Unsupervised Out-of-Distribution Dialect Detection with Mahalanobis Distance
Sourya Dipta Das, Yash Vadi, Abhishek Unnam, Kuldeep Yadav
TL;DR
This work tackles open-set dialect identification by proposing an unsupervised OOD detection method that leverages Mahalanobis distance features derived from latent embeddings across all transformer layers of a wav2vec 2.0 dialect classifier. By computing layer-wise means and covariances from close-set training data and concatenating per-layer Mahalanobis scores, the approach forms a rich feature vector $V_{MD}(x)$ that feeds a KNN-based outlier detector to produce a class rejection score $G_D(x)$ with a threshold $\delta$. The method preserves strong close-set performance while significantly improving OOD detection, outperforming several state-of-the-art detectors on English and Spanish dialect datasets.

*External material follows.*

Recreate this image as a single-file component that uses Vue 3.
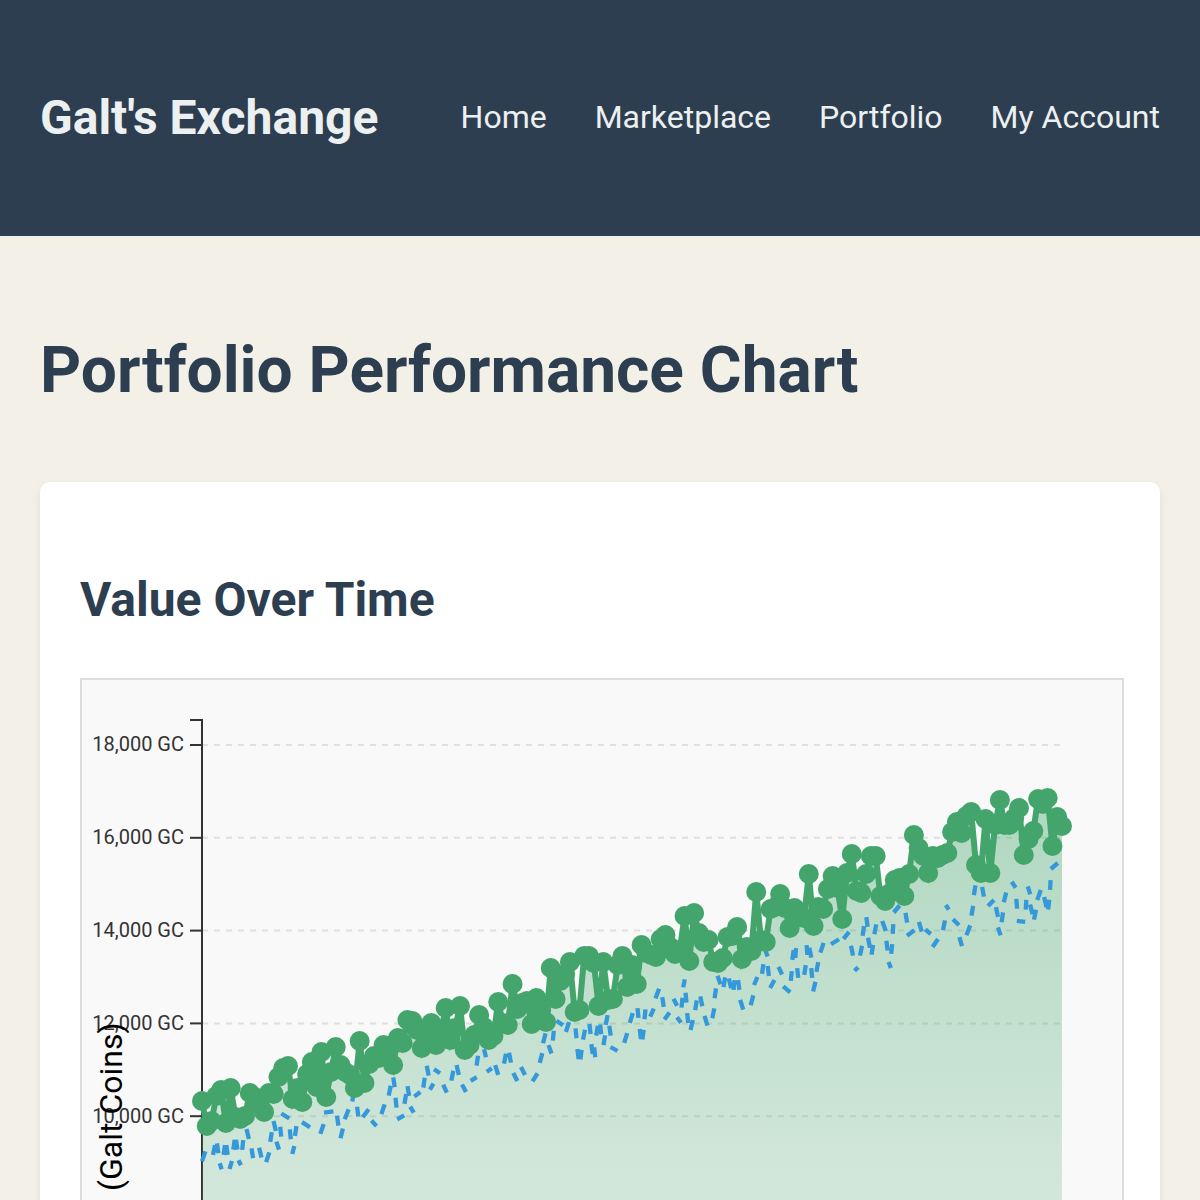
<template>
  <div class="page">
    <header class="header">
      <h2 class="brand">Galt's Exchange</h2>
      <nav class="nav">
        <a v-for="item in links" :key="item" class="link">{{ item }}</a>
      </nav>
    </header>

    <main class="main">
      <h1 class="title">Portfolio Performance Chart</h1>
      <section class="card">
        <h2 class="card-title">Value Over Time</h2>
        <div class="chart">
          <svg width="1040" height="900" viewBox="82 680 1040 900">
            <defs>
              <linearGradient id="fill" x1="0" y1="798" x2="0" y2="1578" gradientUnits="userSpaceOnUse">
                <stop offset="0" stop-color="#43a56b" stop-opacity="0.4" />
                <stop offset="1" stop-color="#43a56b" stop-opacity="0.03" />
              </linearGradient>
            </defs>

            <!-- grid and y axis -->
            <g v-for="t in ticks" :key="t.label">
              <line class="grid" x1="202" x2="1062" :y1="t.y" :y2="t.y" />
              <line class="axis" x1="190" x2="202" :y1="t.y" :y2="t.y" />
              <text class="tick" x="184" :y="t.y + 6.4">{{ t.label }}</text>
            </g>
            <path class="axis" d="M190 720H202V1580" />
            <text class="axis-label" transform="translate(122 1022.4) rotate(-90)">Portfolio Value (Galt Coins)</text>

            <!-- portfolio and benchmark -->
            <path :d="area" fill="url(#fill)" />
            <path class="benchmark" :d="benchmark" />
            <path class="line" :d="line" />
            <circle v-for="(p, i) in points" :key="i" class="dot" :cx="p.x" :cy="p.y" r="10" />
          </svg>
        </div>
      </section>
    </main>
  </div>
</template>

<script setup>
import { computed } from 'vue'

const links = ['Home', 'Marketplace', 'Portfolio', 'My Account']

const ticks = [18, 16, 14, 12, 10].map((n, i) => ({
  label: `${n},000 GC`,
  y: 745 + i * 92.8
}))

// one value per day
const values = [
  1101, 1126, 1121, 1096, 1090, 1123, 1088, 1117, 1119, 1116,
  1093, 1097, 1104, 1112, 1093, 1094, 1077, 1068, 1066, 1099,
  1088, 1102, 1074, 1062, 1087, 1052, 1097, 1072, 1047, 1065,
  1072, 1075, 1088, 1041, 1083, 1064, 1056, 1058, 1045, 1052,
  1065, 1038, 1043, 1020, 1021, 1030, 1048, 1032, 1023, 1045,
  1032, 1008, 1040, 1028, 1006, 1050, 1045, 1035, 1015, 1027,
  1040, 1036, 1002, 1023, 1025, 984, 1009, 1003, 1001, 1024,
  998, 1010, 1022, 968, 999, 981, 974, 962, 1012, 1010,
  956, 956, 963, 1006, 962, 1000, 999, 965, 956, 987,
  965, 984, 945, 953, 955, 957, 939, 935, 947, 954,
  950, 916, 961, 913, 933, 942, 940, 962, 963, 958,
  937, 936, 927, 959, 947, 951, 892, 940, 942, 909,
  907, 894, 908, 928, 908, 917, 918, 874, 926, 907,
  909, 889, 876, 888, 919, 873, 854, 891, 893, 874,
  856, 856, 896, 901, 893, 880, 878, 896, 874, 835,
  848, 856, 873, 856, 858, 855, 853, 832, 822, 833,
  816, 812, 865, 873, 819, 873, 825, 800, 825, 825,
  818, 808, 855, 839, 831, 799, 804, 798, 846, 817,
  826
]

const points = values.map((y, i) => ({ x: 202 + (i * 860) / 180, y }))
const line = computed(() => 'M' + points.map(p => `${p.x.toFixed(1)} ${p.y}`).join('L'))
const area = computed(() => `${line.value}V1580H202Z`)

// benchmark dashes: centre x, centre y, half width (positive leans right), half height
const dashes = [
  [203.7, 1156.3, 1.7], [214, 1150, 1], [217.7, 1148.3, -0.7], [220.7, 1166.3, -1, 3], [224.3, 1150, 0.7],
  [227, 1150, -0.7], [230.7, 1165, 1.2, 4], [234, 1144.7, 0.7], [236.7, 1144.7, -0.7], [239.7, 1162.7, -1.2, 2.5],
  [242.7, 1145, 0.5], [247.7, 1134, -1.2], [252.3, 1153.3, -0.8], [260.3, 1152.7, -1.2], [267.7, 1157.3, 1.6],
  [271, 1137, 0.8], [274.7, 1126, -1.2], [277.7, 1145.7, -1.3, 4], [285.3, 1116, -4, 2.5], [280.7, 1131.7, -0.5],
  [290.3, 1134.3, -0.5], [293.3, 1150, 1, 4], [295.7, 1131, 0.7], [306, 1124.7, -4, 2.6], [322, 1129, 1.7],
  [328.7, 1112, 4.7, 0.6], [337.7, 1120.7, -0.7], [341.7, 1133.3, 1.2], [346.7, 1114.3, 2], [352.7, 1099, 0.5, 2.5],
  [357.7, 1111.7, -0.6], [365.7, 1113.3, 3, 4], [374, 1123.3, -2.5, 2.8], [383, 1109.3, 1.6], [389.7, 1090.7, 1],
  [394, 1082.3, -0.8], [396, 1102.7, -0.5], [400.7, 1117.3, 3.5, 2], [405.3, 1099, 0.8], [408.3, 1091, -0.8],
  [412, 1109.7, -1.8, 3], [417.3, 1094.3, 3, 2.3], [424, 1082.7, 0.7], [427.7, 1070.7, -1], [431.7, 1086.7, 1.8, 3],
  [437, 1071.3, -3, 2], [445, 1088.7, -1.8, 4], [452.3, 1075.7, 1], [457.7, 1070, -1.2], [464, 1088.3, -2, 3.7],
  [473.7, 1079, 3, 1.8], [477.3, 1060.7, 0.7], [485, 1053.3, -1, 4], [489.3, 1070, 2.5, 1.8], [496.7, 1070, -1.5],
  [505, 1058.7, 1], [510, 1057.7, -1], [515.3, 1077, -2, 4], [523, 1071, -2, 4], [535, 1077.3, 2.5, 4],
  [541, 1058, 1.3], [544.3, 1038.3, 1.3], [550, 1049.3, -1.5, 4.2], [553.3, 1035.7, 0.5], [559.7, 1023, -3.3, 2.3],
  [567.5, 1027, 1.6], [576, 1033.3, -0.5], [578, 1054, -0.6], [581, 1054.7, 0.6], [584, 1034.7, 1],
  [590, 1029, -0.6], [592, 1049, -0.7], [594.7, 1052.3, -0.5], [597, 1030.7, 0.8], [600.7, 1029.3, -0.5],
  [604.3, 1040.3, 0.8], [606.7, 1020, 1], [610, 1030.7, -0.7], [614, 1049, -3.5, 2], [625.7, 1038, 1.5],
  [631.3, 1018, 1.5], [638, 1013, -0.5], [640.3, 1034, -0.6], [643, 1034.7, 0.6], [645, 1014.3, 0.5],
  [652, 1012.7, 1.8, 4], [657.3, 993.7, 1.8], [663, 1002, -0.8], [667, 1016, 2.5, 3.5], [675.3, 1002.3, -1.8, 3.5],
  [679, 1020, -2, 2.8], [682, 1002.7, 0.5], [684, 983.3, 0.8, 4], [686, 997.7, -0.5], [687.7, 1018, -0.5],
  [691.7, 1025, 1.2], [696, 1005.3, 0.8], [701.3, 1001.3, -1], [706, 1020.7, -1.5], [713.3, 1013.3, 1],
  [715.3, 993.3, 0.7], [719, 980, -1.5, 4.2], [724.3, 982.3, 0.8], [730, 983.3, -1.2], [734, 985, 0.5],
  [738.7, 985, -0.7], [741.7, 1004.7, -1.5], [752, 1000.3, 1.3], [755.7, 981, 1.7, 4], [762.7, 969, 0.7],
  [766.7, 954, -1, 2.5], [768.3, 971, -0.6], [772.3, 984, 2.2, 4], [780.3, 970.7, -1.8, 3.8], [786.7, 989.3, -3.5, 3],
  [791.3, 976, 0.5], [793, 955, 0.7], [795.7, 953, 0.4], [797.7, 973, -0.5], [805, 970, 0.8],
  [807, 950, -0.4], [810.3, 952.7, -1], [811.7, 973, -0.5], [814.3, 986.7, 1.2], [817.3, 967, 0.9],
  [822, 947.7, 1.6], [835, 941.7, 4, 2.5], [846.3, 935.3, 2.8, 3.5], [852, 950.7, -1], [856.3, 969, 1.8, 1.8],
  [861, 950.7, 1], [863.3, 931, 0.7], [867, 922, -0.7], [869, 942.7, -1], [872.3, 949.7, 0.8],
  [875.3, 929.3, 1], [884, 926, -1.8], [887, 945.7, -0.6], [889.7, 965, -1.2, 3], [891.7, 949, 0.5],
  [893, 929, 0.3], [896.7, 909, 3, 3.5], [906.3, 917.7, -0.8], [910.7, 933, 3.7, 2.7], [920.3, 926.7, -1.4],
  [928, 931.7, -2.7, 2.3], [935.3, 943, 2.7, 4], [944, 925.3, 1], [947.3, 907.3, -1.5, 2.3], [956, 922.3, -3, 3],
  [960.7, 941.7, -1.3, 4.5], [968.3, 930.3, 1.9], [972.3, 910.7, 0.8], [974.7, 890.3, 0.8], [983, 891.7, -0.9],
  [991, 903, 3, 3], [997, 912, -1], [999.3, 931.3, -1.3, 4], [1002.3, 917.3, 0.7], [1005, 897.3, 1.2],
  [1013.7, 884.7, -2, 3], [1016.7, 903.7, -0.4], [1021, 921.3, -4.2, 0.5], [1029, 890.3, -1.3, 4], [1039, 895, 1.8],
  [1026, 904.7, 0.3], [1031.3, 909.3, -1.2], [1035, 914.7, 1], [1045.3, 902, -1.2], [1048.7, 904.7, 0.6],
  [1050.3, 885, 0.3], [1054.3, 866, 3.5, 3]
]
const benchmark = dashes
  .map(([x, y, w, h = 4.9]) => `M${x - w} ${y + h}l${w * 2} ${-h * 2}`)
  .join('')
</script>

<style>
body {
  margin: 0;
  background: #f3f0e8;
  overflow: hidden;
}
</style>

<style scoped>
.page {
  height: 1200px;
  overflow: hidden;
  font-family: Roboto, sans-serif;
  color: #2c3e50;
}

.header {
  display: flex;
  align-items: center;
  justify-content: space-between;
  box-sizing: border-box;
  height: 236px;
  padding: 0 40px 2px;
  background: #2c3e50;
  color: #ecf0f1;
}

.brand {
  margin: 0;
  font-size: 48px;
  font-weight: 700;
}

.nav {
  display: flex;
  gap: 48px;
  font-size: 32px;
}

.main {
  padding: 93px 40px 0;
}

.title {
  margin: 0;
  font-size: 64px;
  line-height: 84px;
  font-weight: 700;
}

.card {
  margin-top: 69px;
  padding: 80px 40px 40px;
  background: #fff;
  border-radius: 10px;
  box-shadow: 0 4px 8px rgba(0, 0, 0, 0.08);
}

.card-title {
  margin: 0;
  font-size: 48px;
  line-height: 76px;
  font-weight: 700;
}

.chart {
  width: 1040px;
  margin-top: 40px;
  border: 2px solid #ddd;
  background: #f9f9f9;
}

.chart svg {
  display: block;
}

.grid {
  stroke: #e0e0e0;
  stroke-width: 2;
  stroke-dasharray: 6 6;
}

.axis {
  fill: none;
  stroke: #333;
  stroke-width: 2;
}

.tick {
  font-size: 20px;
  text-anchor: end;
  fill: #333;
}

.axis-label {
  font-size: 32px;
  text-anchor: end;
  fill: #000;
}

.line {
  fill: none;
  stroke: #43a56b;
  stroke-width: 6;
}

.dot {
  fill: #43a56b;
}

.benchmark {
  fill: none;
  stroke: #3498db;
  stroke-width: 4.3;
}
</style>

The findings highlight the effectiveness of multi-layer representations for open-world dialect classification and suggest potential gains from adversarial and contrastive learning in future work.
Abstract
Dialect classification is used in a variety of applications, such as machine translation and speech recognition, to improve the overall performance of the system. In a real-world scenario, a deployed dialect classification model can encounter anomalous inputs that differ from the training data distribution, also called out-of-distribution (OOD) samples. Those OOD samples can lead to unexpected outputs, as dialects of those samples are unseen during model training. Out-of-distribution detection is a new research area that has received little attention in the context of dialect classification. Towards this, we proposed a simple yet effective unsupervised Mahalanobis distance feature-based method to detect out-of-distribution samples. We utilize the latent embeddings from all intermediate layers of a wav2vec 2.0 transformer-based dialect classifier model for multi-task learning. Our proposed approach outperforms other state-of-the-art OOD detection methods significantly.